David Crawford, Chief Executive Officer of the MIA says ‘the Productivity Commission’s draft report on a low emissions economy, released today, contains important analysis and recommendations to stimulate an essential debate on measures to accelerate a reduction on New Zealand’s greenhouse gas emissions. The new vehicle sector welcomes the opportunity to participate in a discussion on measures that would be effective in achieving an acceleration of reduction in greenhouse gases.’
Greenhouse gas emissions from Transport are around 18.4% of New Zealand’s total emissions the third largest sector behind energy (22.5%) and agriculture at 47.9% (2015 figures as used by the Productivity Commission).

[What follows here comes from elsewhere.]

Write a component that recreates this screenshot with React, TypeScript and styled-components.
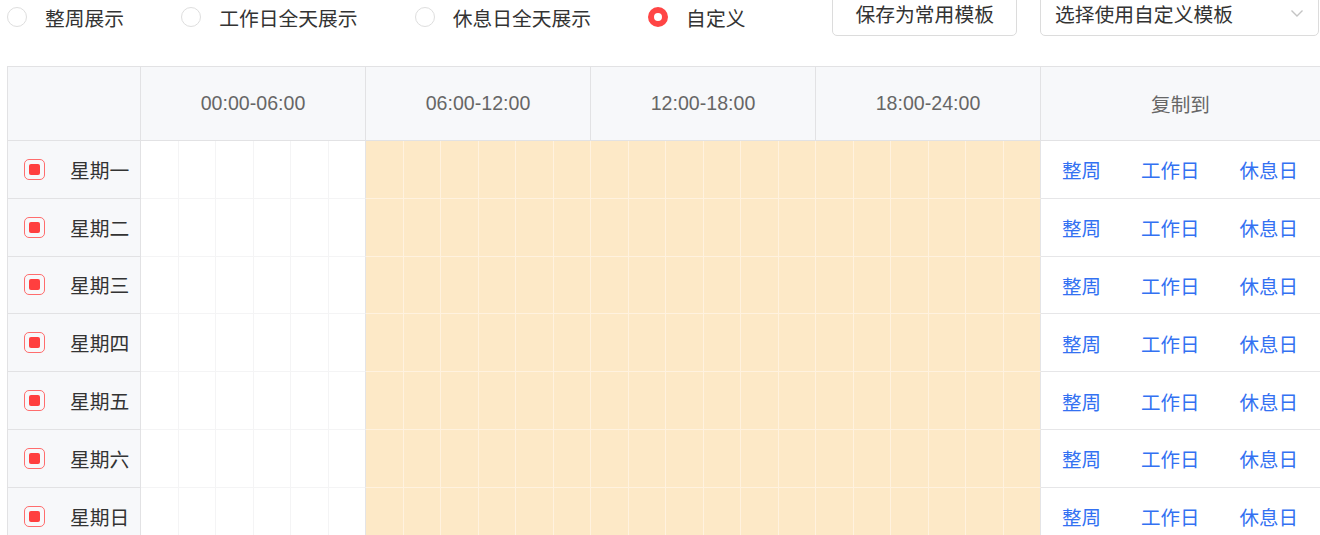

Mr. Crawford says ‘to avoid distortions in long term resource allocation it is important a low emissions economy includes all gases and all sectors. It is time to have a discussion on the incorporation of agriculture into our regulatory approach to reduce greenhouse emissions as it will remove a current distortionary effect which places an unfair burden on the other sectors’.
When it comes to transport, New Zealand is a technology taker. How we leverage the importation of low carbon technological innovations is important, especially given the high volume of old imported vehicles that are on average one to two generations behind technologies found in new vehicles.
There is scope to make better use of economic pricing signals to influence vehicle purchase decisions, especially those that make it easy for consumers to identify the relative fuel efficiency of vehicles. Making it easier and more transparent for consumers to understand a vehicle’s greenhouse gas performance and associated cost is more likely to be successful in changing consumers purchasing patterns.
‘Discussion on transport incentives and disincentives within the draft report are welcomed as it stimulates a healthy debate on what policy measures are best for New Zealand’, says Mr. Crawford.